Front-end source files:
▼

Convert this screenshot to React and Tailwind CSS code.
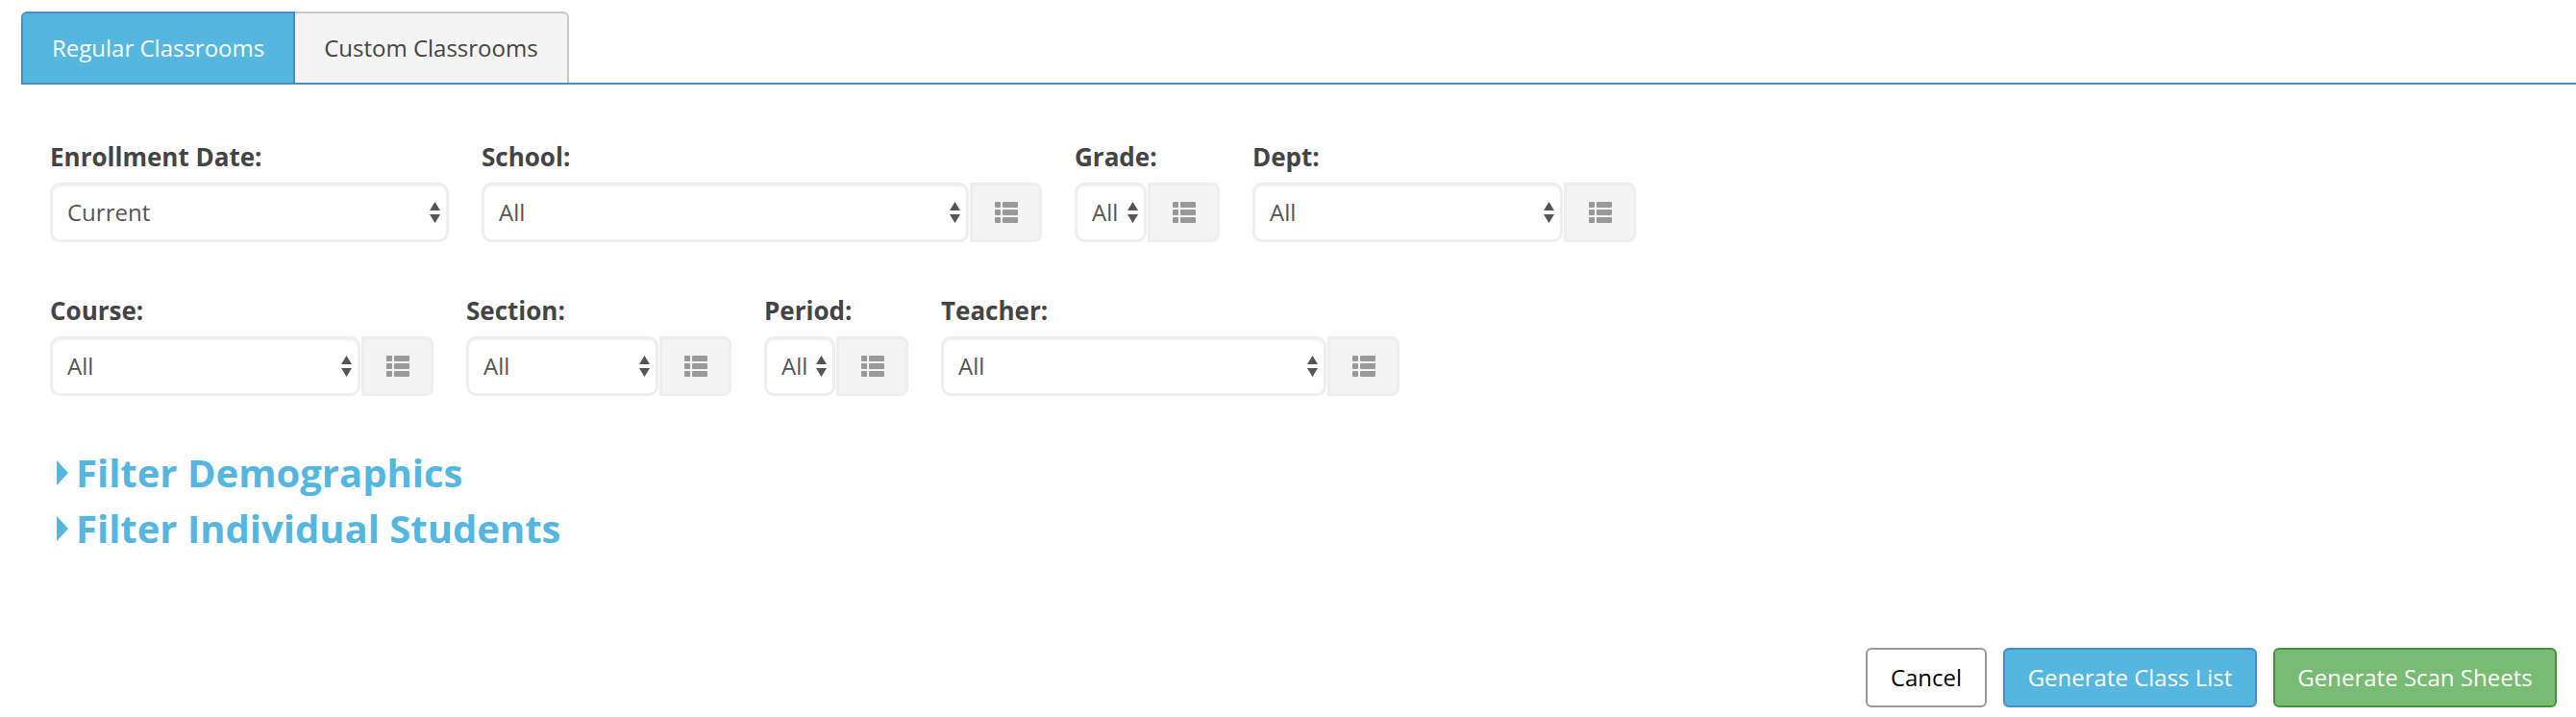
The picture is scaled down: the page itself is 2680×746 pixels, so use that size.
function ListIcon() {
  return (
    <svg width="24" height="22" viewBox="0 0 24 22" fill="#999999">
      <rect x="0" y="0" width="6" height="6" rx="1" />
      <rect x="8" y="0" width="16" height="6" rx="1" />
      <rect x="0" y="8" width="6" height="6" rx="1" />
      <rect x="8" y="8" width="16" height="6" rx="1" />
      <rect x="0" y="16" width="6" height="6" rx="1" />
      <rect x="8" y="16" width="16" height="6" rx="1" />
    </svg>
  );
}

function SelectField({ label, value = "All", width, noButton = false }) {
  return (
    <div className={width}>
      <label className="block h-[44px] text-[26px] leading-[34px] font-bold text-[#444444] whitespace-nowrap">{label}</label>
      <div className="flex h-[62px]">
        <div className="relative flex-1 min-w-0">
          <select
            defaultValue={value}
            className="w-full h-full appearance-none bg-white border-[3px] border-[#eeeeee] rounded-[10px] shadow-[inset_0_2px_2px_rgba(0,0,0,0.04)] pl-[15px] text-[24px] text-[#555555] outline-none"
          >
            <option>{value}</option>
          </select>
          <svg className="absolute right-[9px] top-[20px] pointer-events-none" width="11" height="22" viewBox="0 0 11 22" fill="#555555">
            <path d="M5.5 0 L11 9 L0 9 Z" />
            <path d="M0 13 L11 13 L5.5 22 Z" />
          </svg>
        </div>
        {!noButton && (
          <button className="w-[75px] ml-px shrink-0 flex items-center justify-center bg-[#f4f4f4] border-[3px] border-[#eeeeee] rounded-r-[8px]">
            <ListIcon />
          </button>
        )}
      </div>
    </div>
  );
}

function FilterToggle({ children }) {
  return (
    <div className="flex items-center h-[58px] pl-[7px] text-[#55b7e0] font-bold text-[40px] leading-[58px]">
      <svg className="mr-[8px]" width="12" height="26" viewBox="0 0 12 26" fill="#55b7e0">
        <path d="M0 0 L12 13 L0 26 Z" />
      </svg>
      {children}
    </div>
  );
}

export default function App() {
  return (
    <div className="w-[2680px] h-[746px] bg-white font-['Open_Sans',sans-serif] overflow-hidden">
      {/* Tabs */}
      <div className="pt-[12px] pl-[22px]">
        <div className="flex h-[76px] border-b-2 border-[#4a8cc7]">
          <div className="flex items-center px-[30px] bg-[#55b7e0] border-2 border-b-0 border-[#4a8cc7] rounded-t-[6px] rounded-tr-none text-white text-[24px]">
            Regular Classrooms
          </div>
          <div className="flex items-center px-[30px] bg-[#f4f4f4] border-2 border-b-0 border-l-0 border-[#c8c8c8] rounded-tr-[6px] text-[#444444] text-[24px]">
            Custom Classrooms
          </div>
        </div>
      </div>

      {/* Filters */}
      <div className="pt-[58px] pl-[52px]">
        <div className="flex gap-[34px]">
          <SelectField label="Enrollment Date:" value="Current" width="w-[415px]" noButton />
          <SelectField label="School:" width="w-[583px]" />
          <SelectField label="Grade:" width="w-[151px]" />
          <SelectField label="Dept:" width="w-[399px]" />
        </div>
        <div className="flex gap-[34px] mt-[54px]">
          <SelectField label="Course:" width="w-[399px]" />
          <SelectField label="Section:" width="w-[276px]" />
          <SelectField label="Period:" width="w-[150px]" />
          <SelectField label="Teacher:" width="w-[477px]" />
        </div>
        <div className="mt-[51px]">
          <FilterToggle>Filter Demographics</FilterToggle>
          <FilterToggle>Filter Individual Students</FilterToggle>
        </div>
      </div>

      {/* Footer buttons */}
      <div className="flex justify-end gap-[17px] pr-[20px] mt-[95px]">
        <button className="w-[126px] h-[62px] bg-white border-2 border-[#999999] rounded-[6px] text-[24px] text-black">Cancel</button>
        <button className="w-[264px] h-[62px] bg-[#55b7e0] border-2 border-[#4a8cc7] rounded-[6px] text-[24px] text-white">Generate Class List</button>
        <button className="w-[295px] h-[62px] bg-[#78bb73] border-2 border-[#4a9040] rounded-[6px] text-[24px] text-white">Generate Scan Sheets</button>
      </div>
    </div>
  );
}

▲
▼

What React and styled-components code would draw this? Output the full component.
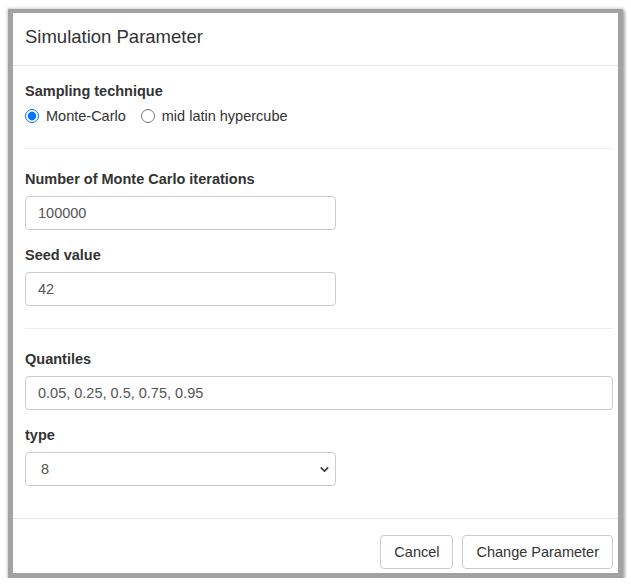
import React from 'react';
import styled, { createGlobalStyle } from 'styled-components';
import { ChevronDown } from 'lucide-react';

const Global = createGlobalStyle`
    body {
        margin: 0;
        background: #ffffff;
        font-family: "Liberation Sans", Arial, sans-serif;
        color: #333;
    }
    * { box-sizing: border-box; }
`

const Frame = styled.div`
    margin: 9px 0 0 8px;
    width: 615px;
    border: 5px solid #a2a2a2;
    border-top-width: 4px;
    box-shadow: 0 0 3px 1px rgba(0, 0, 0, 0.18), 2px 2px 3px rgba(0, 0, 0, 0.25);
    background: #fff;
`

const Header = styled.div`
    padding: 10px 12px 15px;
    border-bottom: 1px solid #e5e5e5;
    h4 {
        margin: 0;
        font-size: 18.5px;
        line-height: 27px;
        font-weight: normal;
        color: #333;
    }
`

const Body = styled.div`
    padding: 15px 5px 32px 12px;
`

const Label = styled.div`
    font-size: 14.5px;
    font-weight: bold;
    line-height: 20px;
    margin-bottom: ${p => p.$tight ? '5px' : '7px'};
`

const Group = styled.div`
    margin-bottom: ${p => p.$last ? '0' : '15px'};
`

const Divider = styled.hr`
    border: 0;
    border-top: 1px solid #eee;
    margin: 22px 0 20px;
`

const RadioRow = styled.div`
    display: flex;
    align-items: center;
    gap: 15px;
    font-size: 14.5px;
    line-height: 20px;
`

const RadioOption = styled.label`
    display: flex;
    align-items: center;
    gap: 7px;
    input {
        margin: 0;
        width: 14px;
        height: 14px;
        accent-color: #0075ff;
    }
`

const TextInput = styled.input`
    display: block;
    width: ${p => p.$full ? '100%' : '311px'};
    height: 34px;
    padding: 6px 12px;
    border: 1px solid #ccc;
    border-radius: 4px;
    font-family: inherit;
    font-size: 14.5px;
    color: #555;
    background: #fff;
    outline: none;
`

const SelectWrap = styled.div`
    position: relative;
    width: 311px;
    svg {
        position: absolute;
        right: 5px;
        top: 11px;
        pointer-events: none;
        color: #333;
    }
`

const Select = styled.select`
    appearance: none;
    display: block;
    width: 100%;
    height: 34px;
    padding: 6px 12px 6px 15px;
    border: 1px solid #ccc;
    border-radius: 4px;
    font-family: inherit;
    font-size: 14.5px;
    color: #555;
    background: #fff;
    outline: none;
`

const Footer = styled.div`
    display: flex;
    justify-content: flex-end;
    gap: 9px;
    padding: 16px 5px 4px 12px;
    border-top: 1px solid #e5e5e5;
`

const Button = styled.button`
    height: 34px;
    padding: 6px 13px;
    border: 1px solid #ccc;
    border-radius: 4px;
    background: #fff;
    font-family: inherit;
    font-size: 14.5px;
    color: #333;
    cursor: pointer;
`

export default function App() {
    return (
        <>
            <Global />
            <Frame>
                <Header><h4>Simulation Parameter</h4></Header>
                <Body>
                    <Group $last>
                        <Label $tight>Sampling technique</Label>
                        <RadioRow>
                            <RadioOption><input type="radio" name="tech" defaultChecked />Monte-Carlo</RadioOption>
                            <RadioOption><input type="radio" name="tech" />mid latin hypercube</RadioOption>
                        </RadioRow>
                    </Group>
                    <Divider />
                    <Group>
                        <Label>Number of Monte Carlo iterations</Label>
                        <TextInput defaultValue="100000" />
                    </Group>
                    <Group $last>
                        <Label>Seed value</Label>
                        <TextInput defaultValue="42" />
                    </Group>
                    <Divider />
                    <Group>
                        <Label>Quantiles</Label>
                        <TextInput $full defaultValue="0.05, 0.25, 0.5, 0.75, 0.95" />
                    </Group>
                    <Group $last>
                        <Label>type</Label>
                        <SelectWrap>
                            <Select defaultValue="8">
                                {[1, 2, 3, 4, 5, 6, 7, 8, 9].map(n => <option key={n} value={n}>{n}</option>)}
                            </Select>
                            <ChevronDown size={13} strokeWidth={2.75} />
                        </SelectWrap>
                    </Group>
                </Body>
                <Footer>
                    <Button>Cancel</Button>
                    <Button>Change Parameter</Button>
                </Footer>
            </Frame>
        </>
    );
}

▲

Given request: Search the data for "components" and list every line in which it occurs.

Response to the task:
What React and styled-components code would draw this? Output the full component.
import styled, { createGlobalStyle } from 'styled-components';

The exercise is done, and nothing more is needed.